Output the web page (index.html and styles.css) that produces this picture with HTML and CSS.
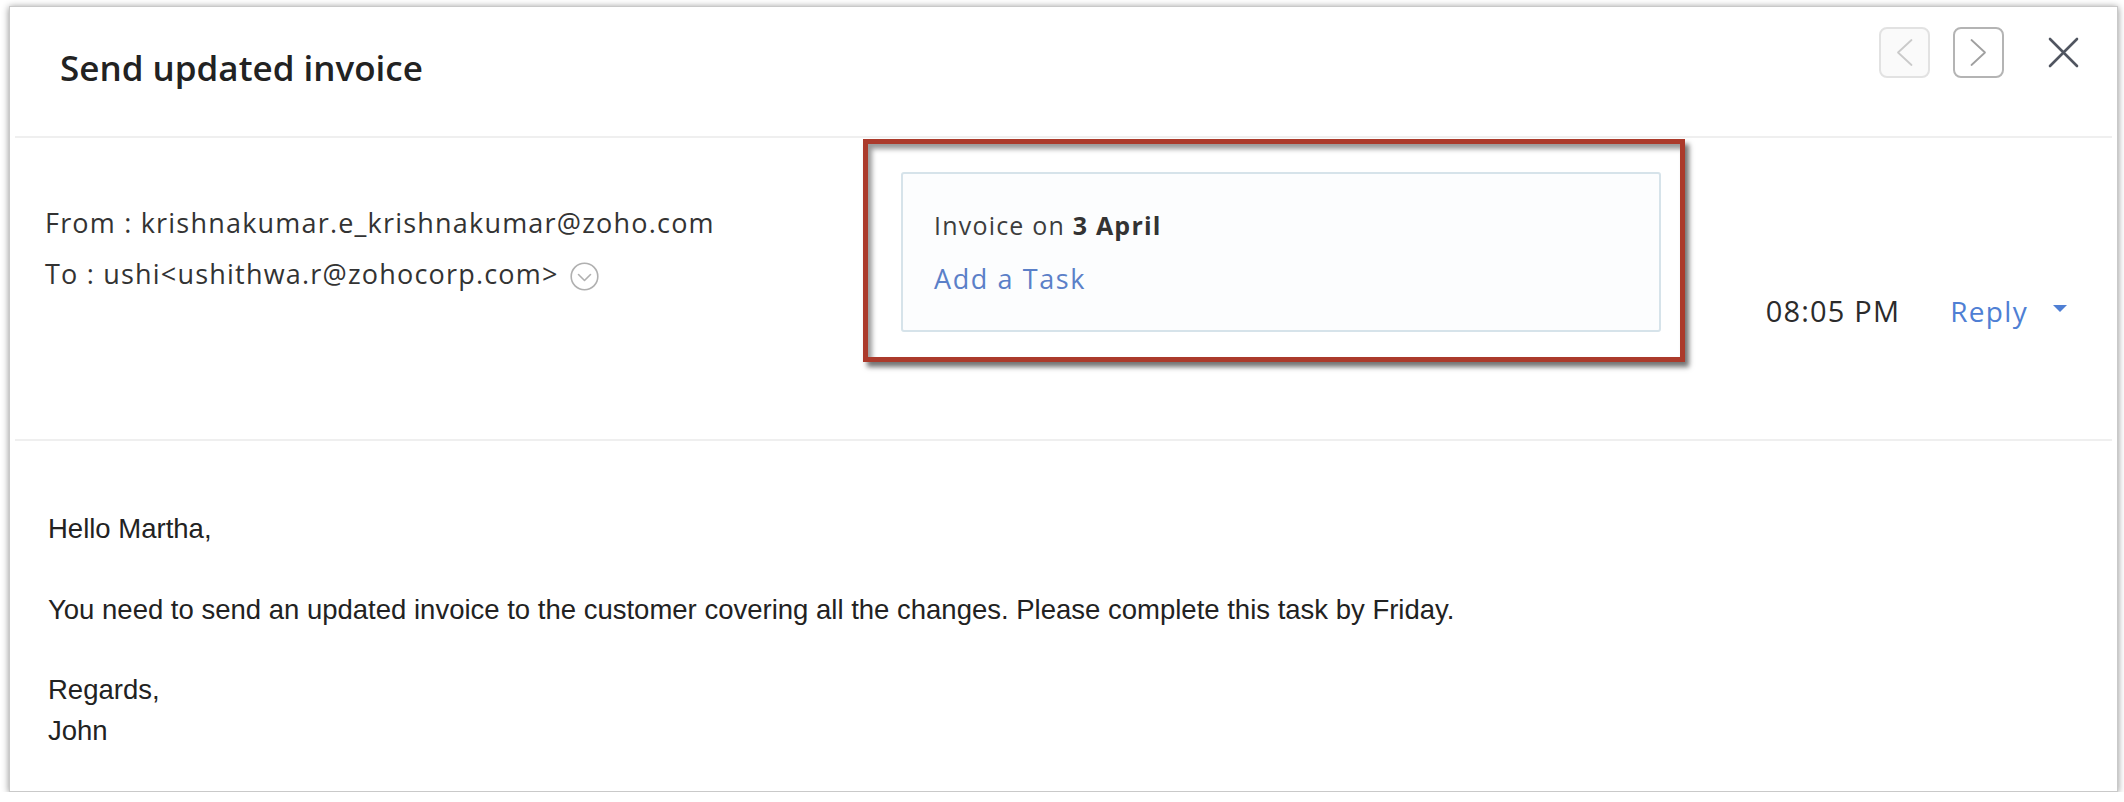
FILE: index.html
```html
<!DOCTYPE html>
<html lang="en">
<head>
<meta charset="utf-8">
<title>Send updated invoice</title>
<link rel="stylesheet" href="styles.css">
</head>
<body>
<div class="card">
  <header class="head">
    <h1 class="title">Send updated invoice</h1>
    <div class="nav">
      <button class="nav-btn is-disabled" aria-label="Previous">
        <svg width="47" height="47" viewBox="0 0 47 47"><polyline points="30.5,11 17,23.5 30.5,36" /></svg>
      </button>
      <button class="nav-btn" aria-label="Next">
        <svg width="47" height="47" viewBox="0 0 47 47"><polyline points="16.5,11 30,23.5 16.5,36" /></svg>
      </button>
      <button class="close" aria-label="Close">
        <svg width="31" height="31" viewBox="0 0 31 31"><path d="M2 2 L29 29 M29 2 L2 29" /></svg>
      </button>
    </div>
  </header>

  <section class="meta">
    <div class="addr">
      <div class="addr-line">From : krishnakumar.e_krishnakumar@zoho.com</div>
      <div class="addr-line">To : ushi&lt;ushithwa.r@zohocorp.com&gt;<svg class="expand" width="29" height="29" viewBox="0 0 29 29"><circle cx="14.5" cy="14.5" r="13.3" /><polyline points="8.5,12.5 14.5,18.5 20.5,12.5" /></svg></div>
    </div>

    <div class="task">
      <div class="task-date">Invoice on <b>3 April</b></div>
      <a class="task-add" href="#">Add a Task</a>
    </div>

    <div class="actions">
      <span class="time">08:05 PM</span><a class="reply" href="#">Reply</a><span class="caret"></span>
    </div>
  </section>

  <section class="mail-body">
    <p>Hello Martha,</p>
    <p>You need to send an updated invoice to the customer covering all the changes. Please complete this task by Friday.</p>
    <p>Regards,<br>John</p>
  </section>
</div>
</body>
</html>
```

FILE: styles.css
```css
* { box-sizing: border-box; }

html, body {
  margin: 0;
  background: #ffffff;
}

body {
  font-family: "Open Sans", "Lato", sans-serif;
  color: #333333;
}

.card {
  margin: 6px 6px 0 9px;
  height: 786px;
  background: #ffffff;
  border: 1px solid #c9c9c9;
  box-shadow: 0 1px 7px rgba(0, 0, 0, 0.45);
  display: flex;
  flex-direction: column;
}

/* ---------- header ---------- */
.head {
  margin: 0 5px;
  height: 132px;
  border-bottom: 2px solid #efefef;
  display: flex;
  justify-content: space-between;
  align-items: flex-start;
  padding: 20px 33px 0 45px;
}

.title {
  margin: 19px 0 0;
  font-family: "Open Sans", sans-serif;
  font-size: 35px;
  font-weight: 600;
  line-height: 44px;
  color: #222222;
}

.nav {
  display: flex;
  align-items: center;
}

.nav-btn {
  width: 51px;
  height: 51px;
  padding: 0;
  border: 2px solid #b4b4b4;
  border-radius: 8px;
  background: #ffffff;
  display: flex;
  align-items: center;
  justify-content: center;
  cursor: pointer;
}

.nav-btn + .nav-btn { margin-left: 23px; }

.nav-btn svg polyline {
  fill: none;
  stroke: #a0a0a0;
  stroke-width: 1.8;
  stroke-linecap: round;
  stroke-linejoin: round;
}

.nav-btn.is-disabled {
  border-color: #e2e2e2;
  background: #fafafa;
}

.nav-btn.is-disabled svg polyline { stroke: #cacaca; }

.close {
  margin-left: 44px;
  width: 31px;
  height: 51px;
  padding: 0;
  border: 0;
  background: transparent;
  display: flex;
  align-items: center;
  justify-content: center;
  cursor: pointer;
}

.close svg path {
  stroke: #505560;
  stroke-width: 2.6;
  stroke-linecap: round;
}

/* ---------- meta row ---------- */
.meta {
  margin: 0 5px;
  height: 304px;
  border-bottom: 2px solid #efefef;
  display: grid;
  grid-template-columns: 856px 760px 1fr;
  grid-template-rows: 160px;
  padding: 34px 45px 0 30px;
  align-items: start;
}

.addr {
  margin-top: 25px;
  font-size: 27px;
  letter-spacing: 1.2px;
  line-height: 51px;
  color: #333333;
}

.addr-line { white-space: nowrap; }

.expand {
  margin-left: 11px;
  vertical-align: -6.5px;
}

.expand circle,
.expand polyline {
  fill: none;
  stroke: #b0b0b0;
  stroke-width: 1.6;
  stroke-linecap: round;
  stroke-linejoin: round;
}

.task {
  position: relative;
  height: 160px;
  border: 2px solid #d6e3ea;
  border-radius: 3px;
  background: #fcfdfe;
  padding: 36px 31px 0;
}

/* review annotation drawn over the task card */
.task::after {
  content: "";
  position: absolute;
  top: -35px;
  left: -40px;
  right: -26px;
  bottom: -32px;
  border: 5px solid #ab3a2b;
  box-shadow: 4px 5px 5px rgba(0, 0, 0, 0.55), inset 4px 5px 5px rgba(0, 0, 0, 0.4);
  pointer-events: none;
}

.task-date {
  font-size: 25px;
  letter-spacing: 1.2px;
  line-height: 30px;
  color: #3d3d3d;
}

.task-date b { font-weight: 700; color: #333333; }

.task-add {
  display: inline-block;
  margin-top: 24px;
  font-size: 27px;
  letter-spacing: 1.6px;
  line-height: 30px;
  color: #5b80c8;
  text-decoration: none;
}

.actions {
  align-self: end;
  justify-self: end;
  margin-bottom: -1px;
  white-space: nowrap;
  line-height: 34px;
}

.time {
  font-size: 29px;
  letter-spacing: 1.2px;
  color: #2b2b2b;
  margin-right: 50px;
}

.reply {
  font-size: 28px;
  letter-spacing: 1.3px;
  color: #4f7fd4;
  text-decoration: none;
  margin-right: 25px;
}

.caret {
  display: inline-block;
  width: 0;
  height: 0;
  border-left: 7px solid transparent;
  border-right: 7px solid transparent;
  border-top: 7px solid #4f7fd4;
  margin-bottom: 10px;
}

/* ---------- body ---------- */
.mail-body {
  padding: 68px 0 0 38px;
  font-family: "Liberation Sans", "Arial", sans-serif;
  font-size: 27.5px;
  line-height: 40.25px;
  color: #222222;
}

.mail-body p { margin: 0 0 40.25px; }
```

################

EXERCISE:
Reproduce all of the material exactly, apart from the pictures.

ANSWER TO THIS EXERCISE:
Output the web page (index.html and styles.css) that produces this picture with HTML and CSS.
FILE: index.html
```html
<!DOCTYPE html>
<html lang="en">
<head>
<meta charset="utf-8">
<title>Send updated invoice</title>
<link rel="stylesheet" href="styles.css">
</head>
<body>
<div class="card">
  <header class="head">
    <h1 class="title">Send updated invoice</h1>
    <div class="nav">
      <button class="nav-btn is-disabled" aria-label="Previous">
        <svg width="47" height="47" viewBox="0 0 47 47"><polyline points="30.5,11 17,23.5 30.5,36" /></svg>
      </button>
      <button class="nav-btn" aria-label="Next">
        <svg width="47" height="47" viewBox="0 0 47 47"><polyline points="16.5,11 30,23.5 16.5,36" /></svg>
      </button>
      <button class="close" aria-label="Close">
        <svg width="31" height="31" viewBox="0 0 31 31"><path d="M2 2 L29 29 M29 2 L2 29" /></svg>
      </button>
    </div>
  </header>

  <section class="meta">
    <div class="addr">
      <div class="addr-line">From : krishnakumar.e_krishnakumar@zoho.com</div>
      <div class="addr-line">To : ushi&lt;ushithwa.r@zohocorp.com&gt;<svg class="expand" width="29" height="29" viewBox="0 0 29 29"><circle cx="14.5" cy="14.5" r="13.3" /><polyline points="8.5,12.5 14.5,18.5 20.5,12.5" /></svg></div>
    </div>

    <div class="task">
      <div class="task-date">Invoice on <b>3 April</b></div>
      <a class="task-add" href="#">Add a Task</a>
    </div>

    <div class="actions">
      <span class="time">08:05 PM</span><a class="reply" href="#">Reply</a><span class="caret"></span>
    </div>
  </section>

  <section class="mail-body">
    <p>Hello Martha,</p>
    <p>You need to send an updated invoice to the customer covering all the changes. Please complete this task by Friday.</p>
    <p>Regards,<br>John</p>
  </section>
</div>
</body>
</html>
```

FILE: styles.css
```css
* { box-sizing: border-box; }

html, body {
  margin: 0;
  background: #ffffff;
}

body {
  font-family: "Open Sans", "Lato", sans-serif;
  color: #333333;
}

.card {
  margin: 6px 6px 0 9px;
  height: 786px;
  background: #ffffff;
  border: 1px solid #c9c9c9;
  box-shadow: 0 1px 7px rgba(0, 0, 0, 0.45);
  display: flex;
  flex-direction: column;
}

/* ---------- header ---------- */
.head {
  margin: 0 5px;
  height: 132px;
  border-bottom: 2px solid #efefef;
  display: flex;
  justify-content: space-between;
  align-items: flex-start;
  padding: 20px 33px 0 45px;
}

.title {
  margin: 19px 0 0;
  font-family: "Open Sans", sans-serif;
  font-size: 35px;
  font-weight: 600;
  line-height: 44px;
  color: #222222;
}

.nav {
  display: flex;
  align-items: center;
}

.nav-btn {
  width: 51px;
  height: 51px;
  padding: 0;
  border: 2px solid #b4b4b4;
  border-radius: 8px;
  background: #ffffff;
  display: flex;
  align-items: center;
  justify-content: center;
  cursor: pointer;
}

.nav-btn + .nav-btn { margin-left: 23px; }

.nav-btn svg polyline {
  fill: none;
  stroke: #a0a0a0;
  stroke-width: 1.8;
  stroke-linecap: round;
  stroke-linejoin: round;
}

.nav-btn.is-disabled {
  border-color: #e2e2e2;
  background: #fafafa;
}

.nav-btn.is-disabled svg polyline { stroke: #cacaca; }

.close {
  margin-left: 44px;
  width: 31px;
  height: 51px;
  padding: 0;
  border: 0;
  background: transparent;
  display: flex;
  align-items: center;
  justify-content: center;
  cursor: pointer;
}

.close svg path {
  stroke: #505560;
  stroke-width: 2.6;
  stroke-linecap: round;
}

/* ---------- meta row ---------- */
.meta {
  margin: 0 5px;
  height: 304px;
  border-bottom: 2px solid #efefef;
  display: grid;
  grid-template-columns: 856px 760px 1fr;
  grid-template-rows: 160px;
  padding: 34px 45px 0 30px;
  align-items: start;
}

.addr {
  margin-top: 25px;
  font-size: 27px;
  letter-spacing: 1.2px;
  line-height: 51px;
  color: #333333;
}

.addr-line { white-space: nowrap; }

.expand {
  margin-left: 11px;
  vertical-align: -6.5px;
}

.expand circle,
.expand polyline {
  fill: none;
  stroke: #b0b0b0;
  stroke-width: 1.6;
  stroke-linecap: round;
  stroke-linejoin: round;
}

.task {
  position: relative;
  height: 160px;
  border: 2px solid #d6e3ea;
  border-radius: 3px;
  background: #fcfdfe;
  padding: 36px 31px 0;
}

/* review annotation drawn over the task card */
.task::after {
  content: "";
  position: absolute;
  top: -35px;
  left: -40px;
  right: -26px;
  bottom: -32px;
  border: 5px solid #ab3a2b;
  box-shadow: 4px 5px 5px rgba(0, 0, 0, 0.55), inset 4px 5px 5px rgba(0, 0, 0, 0.4);
  pointer-events: none;
}

.task-date {
  font-size: 25px;
  letter-spacing: 1.2px;
  line-height: 30px;
  color: #3d3d3d;
}

.task-date b { font-weight: 700; color: #333333; }

.task-add {
  display: inline-block;
  margin-top: 24px;
  font-size: 27px;
  letter-spacing: 1.6px;
  line-height: 30px;
  color: #5b80c8;
  text-decoration: none;
}

.actions {
  align-self: end;
  justify-self: end;
  margin-bottom: -1px;
  white-space: nowrap;
  line-height: 34px;
}

.time {
  font-size: 29px;
  letter-spacing: 1.2px;
  color: #2b2b2b;
  margin-right: 50px;
}

.reply {
  font-size: 28px;
  letter-spacing: 1.3px;
  color: #4f7fd4;
  text-decoration: none;
  margin-right: 25px;
}

.caret {
  display: inline-block;
  width: 0;
  height: 0;
  border-left: 7px solid transparent;
  border-right: 7px solid transparent;
  border-top: 7px solid #4f7fd4;
  margin-bottom: 10px;
}

/* ---------- body ---------- */
.mail-body {
  padding: 68px 0 0 38px;
  font-family: "Liberation Sans", "Arial", sans-serif;
  font-size: 27.5px;
  line-height: 40.25px;
  color: #222222;
}

.mail-body p { margin: 0 0 40.25px; }
```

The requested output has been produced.